« | »

Why you should data profile.

Imagine that you have bought a new home, and you’ve decided to do some landscaping. So you pick three landscapers, draw a rough sketch of what you want, and ask them to bid on the job.

But you don`t allow them to come see your property, and your sketch doesn’t specify anything about the existing landscaping- just the final configuration. Do you think the landscapers would be willing to offer a reasonable price ?

Unlikely. What if there are existing patio stones to remove- or an in-ground swimming pool that`s got to go?

No landscaper would take on a job without understanding the lay of the land, and the existing conditions. It would be impossible to estimate the job. Anyone who did would give you a huge price to cover themselves, or demand extras upon discovering the extra work.

Yet when companies hire consultants to build them business intelligence solutions, or do data migration, it often happens with only the roughest outline of the existing data sets. Certainly, often a data model is included- but knowing what the table SHOULD contain rather than what it does is just not the same thing. It never ceases to amaze me that the simple, cost effective practice of data profiling is just often not part of the initial phases of so many business intelligence and data migration projects.

With the right data profiling tool, and just a few days work, its possible to gain a huge amount of insight into the data quality in your systems, and as a result, be able to make radically more accurate estimates of the cost to go from the “as is” to the “to be”.

Phil Simon talked about this in a great post on the Data flux blog called “What Consultants Don’t tell you”, and raises an important and somewhat ugly truth- many times, service providers don’t WANT to do data profiling because it reveals the true extent of the work to be done, increasing the budget requirement, and makes the project less likely to be approved.

Now certainly, we can’t use a broad brush to paint all consultants, but it does lead to a reduction in the number of times valuable tools such as data profiling are recommended even though in my opinion they are a low cost, no-brainer, do it unless you are crazy first step to any major project.

You are going to spend potentially millions of dollars on a business intelligence or data migration project- spend a few weeks to look at the data with the right tools first for goodness sake!

If you want to get a reasonable cost estimate, and you want to go into your business intelligence or data migration project with open eyes, don’t imagine you can know what it will cost to get from here to there if you don’t take a good look at where here really is.

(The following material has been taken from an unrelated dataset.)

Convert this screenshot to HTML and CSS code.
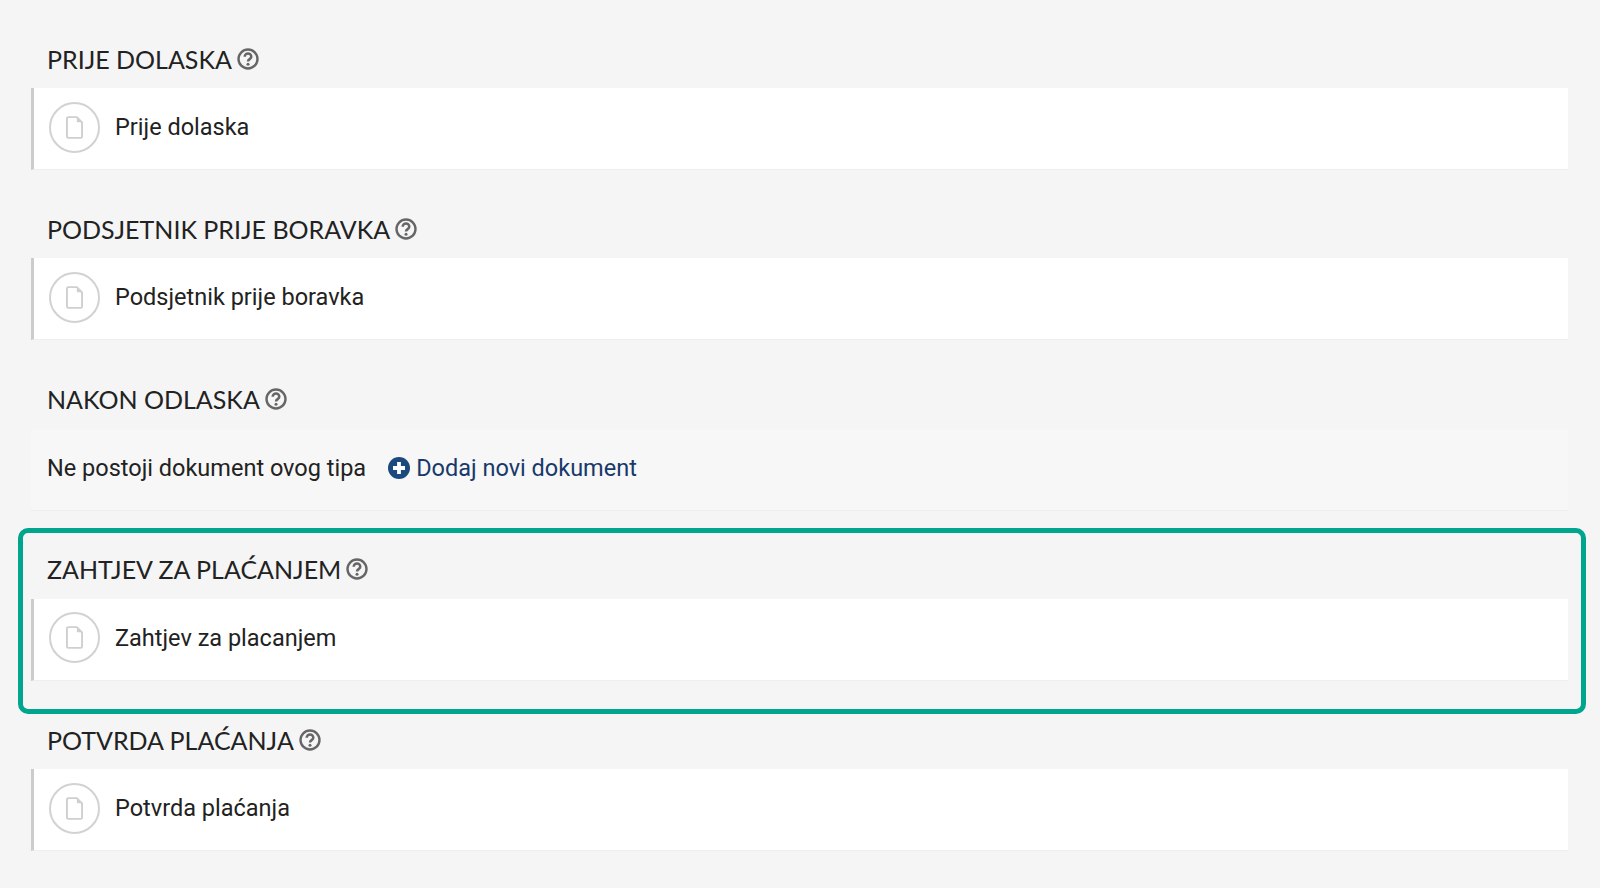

Full disclosure– of course, you are reading the Datamartist blog, and Datamartist has lots of data profiling functionality- so you have to understand that we are incredibly biased on this topic. If you are able to overlook our inherent bias, give the tool a try– you`ll discover things about your data you might not have wanted to know, but its better to face the truth prepared, than to rely on wishful thinking, and then discover the bad news when you’re well into the project, and your budget is almost gone.

Tagged as: , ,


« | »


  1. Excellent post James,

    I really enjoyed the landscaping analogy. It has always been surprising to me to witness so many data initiatives (migration, integration, warehousing, BI, MDM, etc.) treating the data as an afterthought.

    So much discussion about data models, business requirements, expected system functionality, resource allocations, delivery dates, and of course financial costs–and all of these topics are vitally important–but little to no discussion about the data itself.

    Like you said, with just a few days of data profiling, its possible to gain a huge amount of insight into your data quality, and leverage this insight to produce more accurate estimates of the effort required.

    Best Regards,


  2. This is a really great post, James.

    Apart from better estimates, a thorough data profile would allow savvy companies and users the opportunity to better assess what data they actually have, how much is worth maintaining, what gaps exist and provides a more accurate portrayal of the effort necessary to maintain data in the future. The importance of data profiling and management unfortunately takes a back seat too often to “flash and sizzle” features in the project.

    I look forward to the opportunity to give Datamartist a try.